First of all, the 'random effects' can be viewed in different ways and the approaches to them and associated definitions may seem conflicting but it is just a different viewpoint.
The 'random effect' term in a model can be seen as both a term in the deterministic part of the model as a term in the random part of the model.
Basically, in general, the difference between fixed effect and random effect is whether a parameter is considered fixed within the experiment or not. From that point you get all kinds of different practical applications, and the many varying answers (opinions) to the question "When to use random effects?". It might actually be more a linguistic problem (when something is called random effect or not) than something with a problem with modelling (where we all understand the mathematics in the same way).

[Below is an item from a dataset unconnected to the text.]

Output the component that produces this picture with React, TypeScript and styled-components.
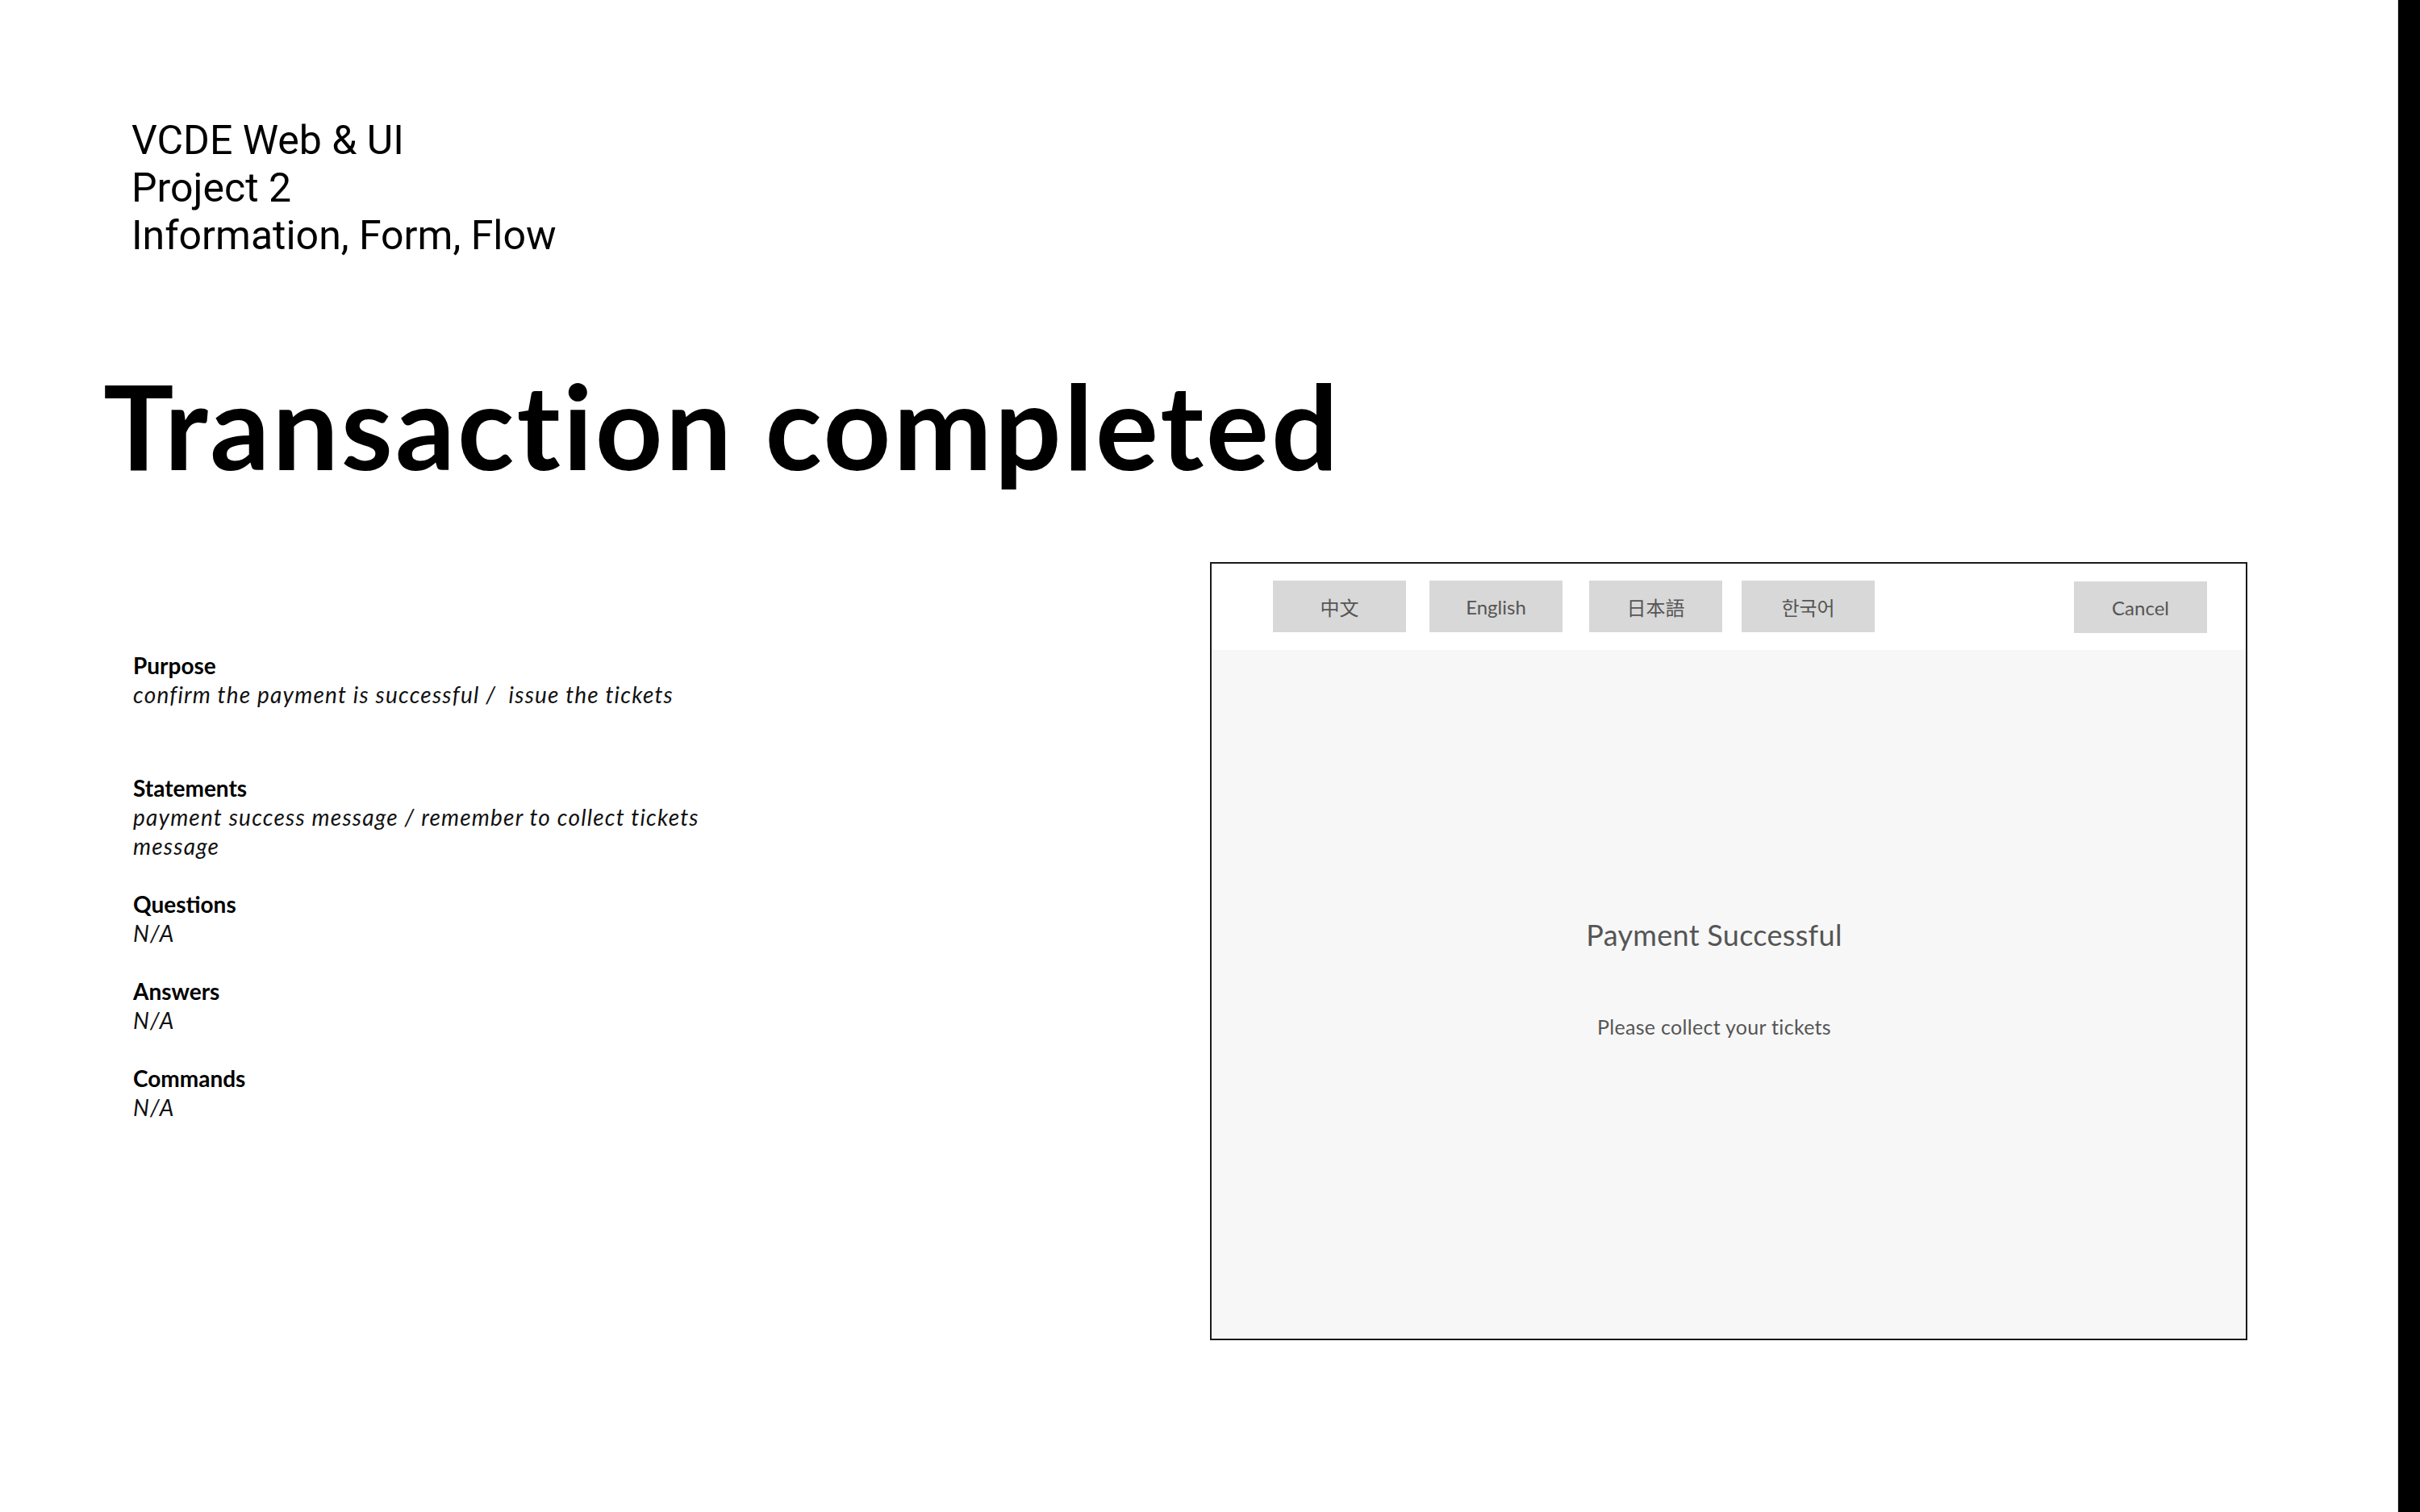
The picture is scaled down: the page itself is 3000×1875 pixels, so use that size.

The Bayesian and Frequentist frameworks look in the same way at a statistical model, say: observations $Y_{ij}$ where $j$ is the observation number and $i$ indicates a grouping
$$Y_{ij} = \underbrace{ \alpha + \beta}_{\substack{\llap{\text{mod}}\rlap{\text{el}} \\ \llap{\text{parame}}\rlap{\text{ters}} }}\overbrace{X_{ij}}^{\substack{\llap{\text{indep}}\rlap{\text{endent}} \\ \text{variables}}} +\overbrace{Z_{i}}^{\substack{\llap{\text{ran}}\rlap{\text{dom}} \\ \text{group}\\ \text{term}}} + \overbrace{\epsilon_{j}}^{\substack{\llap{\text{ran}}\rlap{\text{dom}} \\ \text{individual}\\ \text{term}}}$$
The observations $Y_{ij}$ will depend on some model parameters $\alpha$ and $\beta$, which can be seen as the 'effects' which describe how the $Y_{ij}$ depends on the variable $X_{ij}$.
But the observations will not be deterministic and only depend on $X_{ij}$, there will also be random terms such that the observation conditional on the independent variables $Y_{ij} \vert X_{ij}$ will follow some random distribution. The terms $Z_{i}$ and $\epsilon_j$ are the nondeterministic part of the model.
This is the same for the Bayesian and Frequentist approach, which in principle do not differ in their way to describe a probability for the observations $Y_{ij}$ conditional on the model parameters $\alpha$ and $\beta$ and independent variables $X_{ij}$, where $Z_i$ and $\epsilon_j$ describe a non-deterministic part.
The difference is in the approach to 'inference'.
The Bayesian approach uses reverse probability and describes a probability distribution of the (fixed effect) parameters $\alpha$ and $\beta$. This implies an interpretation of those parameters as random variables. With a Bayesian approach the outcome is a statement about the probability distribution for the fixed effect parameters $\alpha$ and $\beta$.
A Frequentist method does not consider a distribution of the fixed effect parameters $\alpha$ and $\beta$ and avoids making statements that imply such distribution (but it is not explicitly rejected). The probability/frequency statements in a frequentist approach do not relate to a frequency/probability statement about the parameters but to a frequency/probability statement about the success rate of the estimation procedure.
So if you like, you could say that a frequentist definition of a fixed effect is: 'a model parameter that describes the deterministic part in a statistical model'. (ie. parameters that describe how dependent variables depend on independent variables).
And more specifically in most contexts this relates only to the parameters for the deterministic model that describe $E[Y_{ij} \vert X_{ij}]$. For instance, with a frequentist model one can estimate both the mean and variance, but only the parameters that relate to the mean are considered 'effects'. And even more specifically, the effects are most often used in the context of a 'linear' model. E.g. a for a nonlinear model like $E[y] \sim a e^{-bt}$ the parameters $a$ and $b$ are not really called 'effects'.
In a Bayesian framework all effects are sort of random and not deterministic (so the difference between random effect and fixed effect is not so obvious). The model parameters $\alpha$ and $\beta$ are random variables.
How I interpret the question's description/definition of the difference in random effect and fixed effect in the Bayesian framework is more as something pragmatic than as some principle.
- the fixed effects $\alpha$ and $\beta$ are considered to be like "where we estimate each parameter ... independently" (the $\alpha$ and $\beta$ are randomly drawn from a distribution, but they are the same for all $i$ and $j$ within the analysis, e.g. the mean of a species is a model parameter that is considered the same for each species)
- and the random effects are like "for a random effect the parameters for each level are modeled as being drawn from a distribution" (for each observation category $i$ a different random effect is 'drawn' from the distribution, e.g. the mean of a species is a model parameter that is considered different for each species)
In a frequentist framework the fixed effect model parameters are not considered as random parameters, or at least it doesn't matter for the inference whether the parameters are a random parameter or not and it is left out the analysis. However, the random effect term is explicitly considered as a random variable (that is, as a nondeterministic component of the model) and this will influence the analysis (e.g. as in a mixed effects model the imposed structure of the random error term).